▶ **Task instructions**
The line containing "2.4-3.1 9.5-3.1 3.8" marks the end: extract everything from the first line of the data through that line, exactly, with no pictures.

▶ **Recorded data**
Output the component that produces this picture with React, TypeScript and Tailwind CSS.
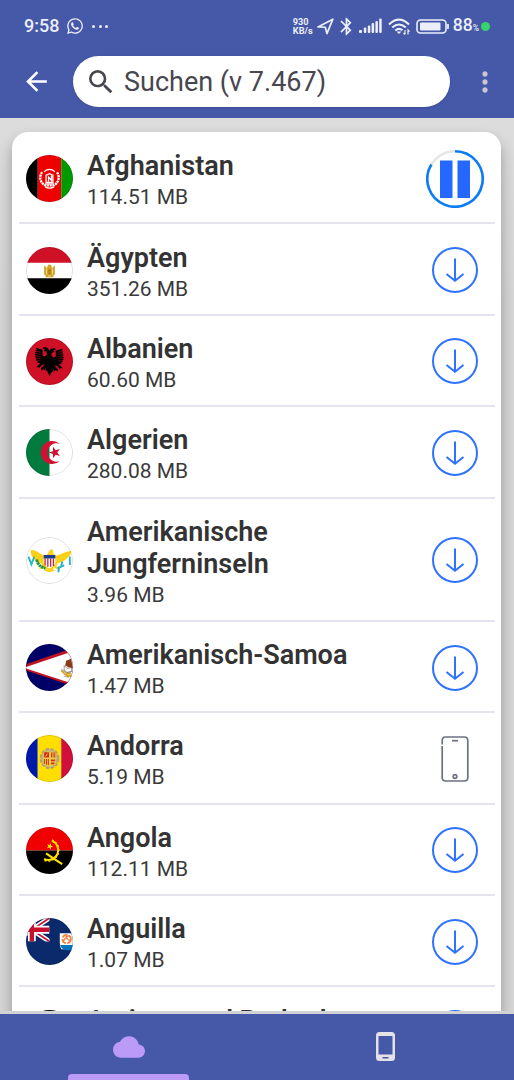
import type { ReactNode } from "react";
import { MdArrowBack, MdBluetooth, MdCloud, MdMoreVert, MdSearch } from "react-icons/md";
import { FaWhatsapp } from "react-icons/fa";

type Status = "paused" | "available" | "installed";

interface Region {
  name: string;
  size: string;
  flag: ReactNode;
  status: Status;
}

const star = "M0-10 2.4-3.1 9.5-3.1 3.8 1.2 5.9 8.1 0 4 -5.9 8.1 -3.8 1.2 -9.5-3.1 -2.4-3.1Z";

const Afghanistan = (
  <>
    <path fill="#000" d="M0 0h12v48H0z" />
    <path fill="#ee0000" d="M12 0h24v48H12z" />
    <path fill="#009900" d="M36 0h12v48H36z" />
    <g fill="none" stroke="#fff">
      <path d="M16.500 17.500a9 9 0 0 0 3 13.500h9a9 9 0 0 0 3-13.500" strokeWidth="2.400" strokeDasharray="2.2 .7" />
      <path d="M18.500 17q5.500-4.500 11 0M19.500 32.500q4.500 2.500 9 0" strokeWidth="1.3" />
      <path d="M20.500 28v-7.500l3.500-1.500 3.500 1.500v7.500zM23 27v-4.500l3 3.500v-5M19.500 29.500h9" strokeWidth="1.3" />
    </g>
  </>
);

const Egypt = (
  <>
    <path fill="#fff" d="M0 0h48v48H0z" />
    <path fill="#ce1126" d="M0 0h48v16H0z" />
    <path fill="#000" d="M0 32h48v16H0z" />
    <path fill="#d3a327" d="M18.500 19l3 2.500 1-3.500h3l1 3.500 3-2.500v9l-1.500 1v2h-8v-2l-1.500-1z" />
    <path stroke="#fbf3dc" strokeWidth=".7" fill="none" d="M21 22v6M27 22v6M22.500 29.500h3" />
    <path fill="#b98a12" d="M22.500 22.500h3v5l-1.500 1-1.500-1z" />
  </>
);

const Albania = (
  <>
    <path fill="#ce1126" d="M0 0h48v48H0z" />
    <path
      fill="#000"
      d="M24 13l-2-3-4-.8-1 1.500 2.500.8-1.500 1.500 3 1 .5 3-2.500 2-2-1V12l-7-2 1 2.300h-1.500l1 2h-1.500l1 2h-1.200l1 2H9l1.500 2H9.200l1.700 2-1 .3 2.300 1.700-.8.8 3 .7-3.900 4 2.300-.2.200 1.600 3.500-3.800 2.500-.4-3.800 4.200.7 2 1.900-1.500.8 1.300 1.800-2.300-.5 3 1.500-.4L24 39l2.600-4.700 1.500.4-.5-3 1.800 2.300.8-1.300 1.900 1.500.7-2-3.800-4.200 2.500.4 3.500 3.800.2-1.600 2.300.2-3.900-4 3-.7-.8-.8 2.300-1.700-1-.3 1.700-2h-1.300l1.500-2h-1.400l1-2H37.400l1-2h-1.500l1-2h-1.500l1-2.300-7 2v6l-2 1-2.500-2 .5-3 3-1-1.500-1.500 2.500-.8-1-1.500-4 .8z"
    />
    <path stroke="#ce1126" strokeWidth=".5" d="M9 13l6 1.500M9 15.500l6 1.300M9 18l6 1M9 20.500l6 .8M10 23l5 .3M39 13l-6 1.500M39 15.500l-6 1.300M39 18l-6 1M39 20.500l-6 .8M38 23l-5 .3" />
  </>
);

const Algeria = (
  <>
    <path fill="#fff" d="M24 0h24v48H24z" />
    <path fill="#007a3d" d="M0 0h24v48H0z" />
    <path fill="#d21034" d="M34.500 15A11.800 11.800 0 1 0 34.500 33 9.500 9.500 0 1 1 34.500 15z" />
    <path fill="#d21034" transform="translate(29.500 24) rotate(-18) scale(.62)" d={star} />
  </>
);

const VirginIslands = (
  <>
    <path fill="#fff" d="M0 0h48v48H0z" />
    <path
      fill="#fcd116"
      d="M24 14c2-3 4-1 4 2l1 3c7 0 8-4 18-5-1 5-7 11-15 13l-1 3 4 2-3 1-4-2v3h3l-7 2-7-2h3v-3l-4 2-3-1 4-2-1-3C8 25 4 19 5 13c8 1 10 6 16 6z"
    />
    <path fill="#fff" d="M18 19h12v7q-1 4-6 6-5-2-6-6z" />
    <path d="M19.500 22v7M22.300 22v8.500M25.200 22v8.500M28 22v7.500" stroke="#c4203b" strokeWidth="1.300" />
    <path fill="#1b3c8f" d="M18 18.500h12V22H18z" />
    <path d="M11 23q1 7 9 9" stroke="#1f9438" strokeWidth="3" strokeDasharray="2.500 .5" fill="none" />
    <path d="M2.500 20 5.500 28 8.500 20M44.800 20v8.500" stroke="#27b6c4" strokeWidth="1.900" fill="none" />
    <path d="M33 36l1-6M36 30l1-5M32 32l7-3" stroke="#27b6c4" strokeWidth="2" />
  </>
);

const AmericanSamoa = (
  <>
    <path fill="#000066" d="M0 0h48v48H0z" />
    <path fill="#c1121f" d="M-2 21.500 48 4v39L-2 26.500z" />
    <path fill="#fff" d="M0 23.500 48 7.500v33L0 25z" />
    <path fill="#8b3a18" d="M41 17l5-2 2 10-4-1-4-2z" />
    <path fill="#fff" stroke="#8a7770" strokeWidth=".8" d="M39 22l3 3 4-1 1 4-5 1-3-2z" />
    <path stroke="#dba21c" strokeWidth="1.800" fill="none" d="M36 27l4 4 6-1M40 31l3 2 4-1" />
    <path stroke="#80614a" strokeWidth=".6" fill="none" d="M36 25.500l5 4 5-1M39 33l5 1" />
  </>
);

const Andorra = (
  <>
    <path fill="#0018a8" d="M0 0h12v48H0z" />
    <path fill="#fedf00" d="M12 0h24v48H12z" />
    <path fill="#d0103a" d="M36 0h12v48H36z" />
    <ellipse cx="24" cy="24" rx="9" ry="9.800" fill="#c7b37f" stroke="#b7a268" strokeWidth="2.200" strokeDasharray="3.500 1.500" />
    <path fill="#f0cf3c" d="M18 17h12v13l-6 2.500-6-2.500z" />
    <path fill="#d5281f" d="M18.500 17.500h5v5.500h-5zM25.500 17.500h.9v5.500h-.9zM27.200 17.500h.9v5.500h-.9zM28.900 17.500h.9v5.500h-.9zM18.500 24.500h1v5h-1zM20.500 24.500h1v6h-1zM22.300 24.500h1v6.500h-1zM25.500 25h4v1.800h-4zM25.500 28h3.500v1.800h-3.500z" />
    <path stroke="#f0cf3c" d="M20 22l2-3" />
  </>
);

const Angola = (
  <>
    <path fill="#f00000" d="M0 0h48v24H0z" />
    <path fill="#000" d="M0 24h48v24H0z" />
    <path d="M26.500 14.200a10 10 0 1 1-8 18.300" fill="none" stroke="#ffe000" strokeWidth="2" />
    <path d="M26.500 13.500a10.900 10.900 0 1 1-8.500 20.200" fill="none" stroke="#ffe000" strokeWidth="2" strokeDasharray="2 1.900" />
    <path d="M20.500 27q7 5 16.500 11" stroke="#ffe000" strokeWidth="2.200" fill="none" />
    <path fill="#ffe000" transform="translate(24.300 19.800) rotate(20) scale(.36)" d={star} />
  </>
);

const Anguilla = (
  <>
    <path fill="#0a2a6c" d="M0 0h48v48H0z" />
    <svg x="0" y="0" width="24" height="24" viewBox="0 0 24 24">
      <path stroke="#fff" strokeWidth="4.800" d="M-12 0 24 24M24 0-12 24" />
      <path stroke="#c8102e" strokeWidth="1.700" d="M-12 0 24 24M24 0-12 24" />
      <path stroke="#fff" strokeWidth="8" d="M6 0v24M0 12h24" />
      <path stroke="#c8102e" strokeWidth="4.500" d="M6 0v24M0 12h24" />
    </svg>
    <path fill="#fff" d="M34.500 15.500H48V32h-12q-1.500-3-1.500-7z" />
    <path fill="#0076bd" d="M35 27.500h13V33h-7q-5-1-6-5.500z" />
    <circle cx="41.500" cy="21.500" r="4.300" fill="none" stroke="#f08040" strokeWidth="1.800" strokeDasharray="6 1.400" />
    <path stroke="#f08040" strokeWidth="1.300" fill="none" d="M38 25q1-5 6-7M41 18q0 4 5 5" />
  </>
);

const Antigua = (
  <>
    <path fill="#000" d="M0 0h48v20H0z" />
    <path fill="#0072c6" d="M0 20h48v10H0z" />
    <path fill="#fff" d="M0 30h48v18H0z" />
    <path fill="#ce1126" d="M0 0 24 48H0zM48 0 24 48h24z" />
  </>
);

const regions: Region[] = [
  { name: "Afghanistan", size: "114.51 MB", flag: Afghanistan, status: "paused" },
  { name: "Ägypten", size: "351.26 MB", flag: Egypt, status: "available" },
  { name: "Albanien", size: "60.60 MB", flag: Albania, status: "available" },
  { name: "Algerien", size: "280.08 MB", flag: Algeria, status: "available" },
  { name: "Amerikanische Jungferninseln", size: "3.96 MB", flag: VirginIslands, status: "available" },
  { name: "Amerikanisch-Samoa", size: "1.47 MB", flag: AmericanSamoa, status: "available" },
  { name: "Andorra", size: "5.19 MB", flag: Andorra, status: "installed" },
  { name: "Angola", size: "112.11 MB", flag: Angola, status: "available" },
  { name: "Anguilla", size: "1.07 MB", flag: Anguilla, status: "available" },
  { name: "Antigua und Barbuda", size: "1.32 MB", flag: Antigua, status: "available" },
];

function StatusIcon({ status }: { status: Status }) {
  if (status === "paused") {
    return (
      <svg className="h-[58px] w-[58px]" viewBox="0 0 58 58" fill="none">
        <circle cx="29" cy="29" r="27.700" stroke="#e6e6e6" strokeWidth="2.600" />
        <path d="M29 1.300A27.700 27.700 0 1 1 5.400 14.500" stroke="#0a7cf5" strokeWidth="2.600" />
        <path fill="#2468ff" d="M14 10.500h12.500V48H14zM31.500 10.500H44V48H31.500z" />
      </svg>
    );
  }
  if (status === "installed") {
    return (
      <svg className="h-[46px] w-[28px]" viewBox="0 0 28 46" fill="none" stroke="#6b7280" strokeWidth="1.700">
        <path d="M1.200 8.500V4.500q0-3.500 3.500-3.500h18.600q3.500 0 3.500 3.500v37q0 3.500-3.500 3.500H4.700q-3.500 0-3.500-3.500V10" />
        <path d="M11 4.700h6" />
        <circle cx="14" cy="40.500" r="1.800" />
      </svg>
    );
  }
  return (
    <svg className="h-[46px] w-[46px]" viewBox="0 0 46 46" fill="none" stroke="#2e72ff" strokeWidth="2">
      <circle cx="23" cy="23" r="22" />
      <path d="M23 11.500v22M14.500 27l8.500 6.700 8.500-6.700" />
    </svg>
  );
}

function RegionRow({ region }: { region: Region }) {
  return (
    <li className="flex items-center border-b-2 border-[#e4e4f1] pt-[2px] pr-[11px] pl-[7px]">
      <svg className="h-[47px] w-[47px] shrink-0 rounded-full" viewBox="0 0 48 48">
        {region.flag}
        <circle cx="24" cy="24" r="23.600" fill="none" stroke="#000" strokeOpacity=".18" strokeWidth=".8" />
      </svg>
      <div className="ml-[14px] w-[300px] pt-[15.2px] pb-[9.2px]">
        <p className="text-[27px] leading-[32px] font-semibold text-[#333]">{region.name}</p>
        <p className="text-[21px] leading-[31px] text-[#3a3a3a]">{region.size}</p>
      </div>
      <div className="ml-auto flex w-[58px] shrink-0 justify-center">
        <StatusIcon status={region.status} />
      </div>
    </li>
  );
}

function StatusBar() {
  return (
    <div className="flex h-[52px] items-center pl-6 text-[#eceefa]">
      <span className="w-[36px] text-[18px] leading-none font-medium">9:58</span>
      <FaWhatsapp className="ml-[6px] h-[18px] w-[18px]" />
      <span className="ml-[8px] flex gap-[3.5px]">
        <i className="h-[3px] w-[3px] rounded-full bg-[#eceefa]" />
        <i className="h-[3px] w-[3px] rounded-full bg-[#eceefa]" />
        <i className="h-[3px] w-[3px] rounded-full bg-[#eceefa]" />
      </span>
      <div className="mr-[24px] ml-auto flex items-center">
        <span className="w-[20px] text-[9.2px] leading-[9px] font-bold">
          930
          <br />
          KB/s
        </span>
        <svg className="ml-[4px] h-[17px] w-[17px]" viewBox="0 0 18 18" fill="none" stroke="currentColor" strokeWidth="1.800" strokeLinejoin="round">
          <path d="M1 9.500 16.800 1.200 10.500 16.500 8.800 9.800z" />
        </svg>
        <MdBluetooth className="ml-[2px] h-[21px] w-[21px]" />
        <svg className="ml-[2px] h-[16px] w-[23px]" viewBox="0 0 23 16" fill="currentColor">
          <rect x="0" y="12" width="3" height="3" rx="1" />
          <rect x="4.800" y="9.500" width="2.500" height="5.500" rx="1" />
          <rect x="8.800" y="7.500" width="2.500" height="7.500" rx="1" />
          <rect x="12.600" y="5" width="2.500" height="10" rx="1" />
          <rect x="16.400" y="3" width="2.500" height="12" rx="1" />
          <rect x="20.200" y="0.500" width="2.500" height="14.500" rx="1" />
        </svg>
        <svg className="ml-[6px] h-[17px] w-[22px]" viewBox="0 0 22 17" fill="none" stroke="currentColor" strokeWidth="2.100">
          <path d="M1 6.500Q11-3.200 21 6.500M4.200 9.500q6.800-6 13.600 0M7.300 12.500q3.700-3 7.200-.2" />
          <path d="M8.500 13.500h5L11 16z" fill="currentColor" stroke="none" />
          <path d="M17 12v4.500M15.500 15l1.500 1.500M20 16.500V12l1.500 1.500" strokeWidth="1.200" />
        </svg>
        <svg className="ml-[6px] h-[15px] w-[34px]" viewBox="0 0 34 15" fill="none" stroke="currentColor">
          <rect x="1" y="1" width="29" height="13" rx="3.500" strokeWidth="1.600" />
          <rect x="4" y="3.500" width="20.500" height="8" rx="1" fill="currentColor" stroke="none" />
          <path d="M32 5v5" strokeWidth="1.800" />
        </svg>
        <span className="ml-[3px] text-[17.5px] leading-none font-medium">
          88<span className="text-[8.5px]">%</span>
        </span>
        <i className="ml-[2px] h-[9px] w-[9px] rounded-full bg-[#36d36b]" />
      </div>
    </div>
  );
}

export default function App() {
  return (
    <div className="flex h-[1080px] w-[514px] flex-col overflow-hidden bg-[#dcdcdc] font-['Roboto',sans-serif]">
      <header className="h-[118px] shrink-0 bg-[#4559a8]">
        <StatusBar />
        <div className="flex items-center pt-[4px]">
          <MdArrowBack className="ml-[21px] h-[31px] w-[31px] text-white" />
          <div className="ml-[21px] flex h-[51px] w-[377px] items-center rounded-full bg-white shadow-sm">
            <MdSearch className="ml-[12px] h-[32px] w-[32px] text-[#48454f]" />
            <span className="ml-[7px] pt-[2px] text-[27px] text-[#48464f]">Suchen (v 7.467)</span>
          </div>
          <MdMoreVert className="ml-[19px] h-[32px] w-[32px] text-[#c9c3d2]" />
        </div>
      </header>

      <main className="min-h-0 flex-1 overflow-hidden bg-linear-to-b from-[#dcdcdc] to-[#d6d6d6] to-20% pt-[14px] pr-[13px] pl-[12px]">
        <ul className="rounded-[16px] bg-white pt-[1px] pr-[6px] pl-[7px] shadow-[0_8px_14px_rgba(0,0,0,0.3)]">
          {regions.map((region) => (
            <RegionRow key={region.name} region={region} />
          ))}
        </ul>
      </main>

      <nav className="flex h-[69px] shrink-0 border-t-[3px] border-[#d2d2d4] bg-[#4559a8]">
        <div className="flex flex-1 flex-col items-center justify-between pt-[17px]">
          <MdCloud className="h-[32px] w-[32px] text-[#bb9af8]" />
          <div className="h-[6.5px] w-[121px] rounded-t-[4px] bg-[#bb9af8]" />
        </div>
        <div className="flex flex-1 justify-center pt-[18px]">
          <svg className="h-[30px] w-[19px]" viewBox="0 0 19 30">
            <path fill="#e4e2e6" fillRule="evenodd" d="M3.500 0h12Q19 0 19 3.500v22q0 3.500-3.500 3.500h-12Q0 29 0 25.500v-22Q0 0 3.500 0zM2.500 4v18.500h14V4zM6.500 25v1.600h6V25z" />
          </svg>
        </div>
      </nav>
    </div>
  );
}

▶ **Result for this task**
Output the component that produces this picture with React, TypeScript and Tailwind CSS.
import type { ReactNode } from "react";
import { MdArrowBack, MdBluetooth, MdCloud, MdMoreVert, MdSearch } from "react-icons/md";
import { FaWhatsapp } from "react-icons/fa";

type Status = "paused" | "available" | "installed";

interface Region {
  name: string;
  size: string;
  flag: ReactNode;
  status: Status;
}

const star = "M0-10 2.4-3.1 9.5-3.1 3.8 1.2 5.9 8.1 0 4 -5.9 8.1 -3.8 1.2 -9.5-3.1 -2.4-3.1Z";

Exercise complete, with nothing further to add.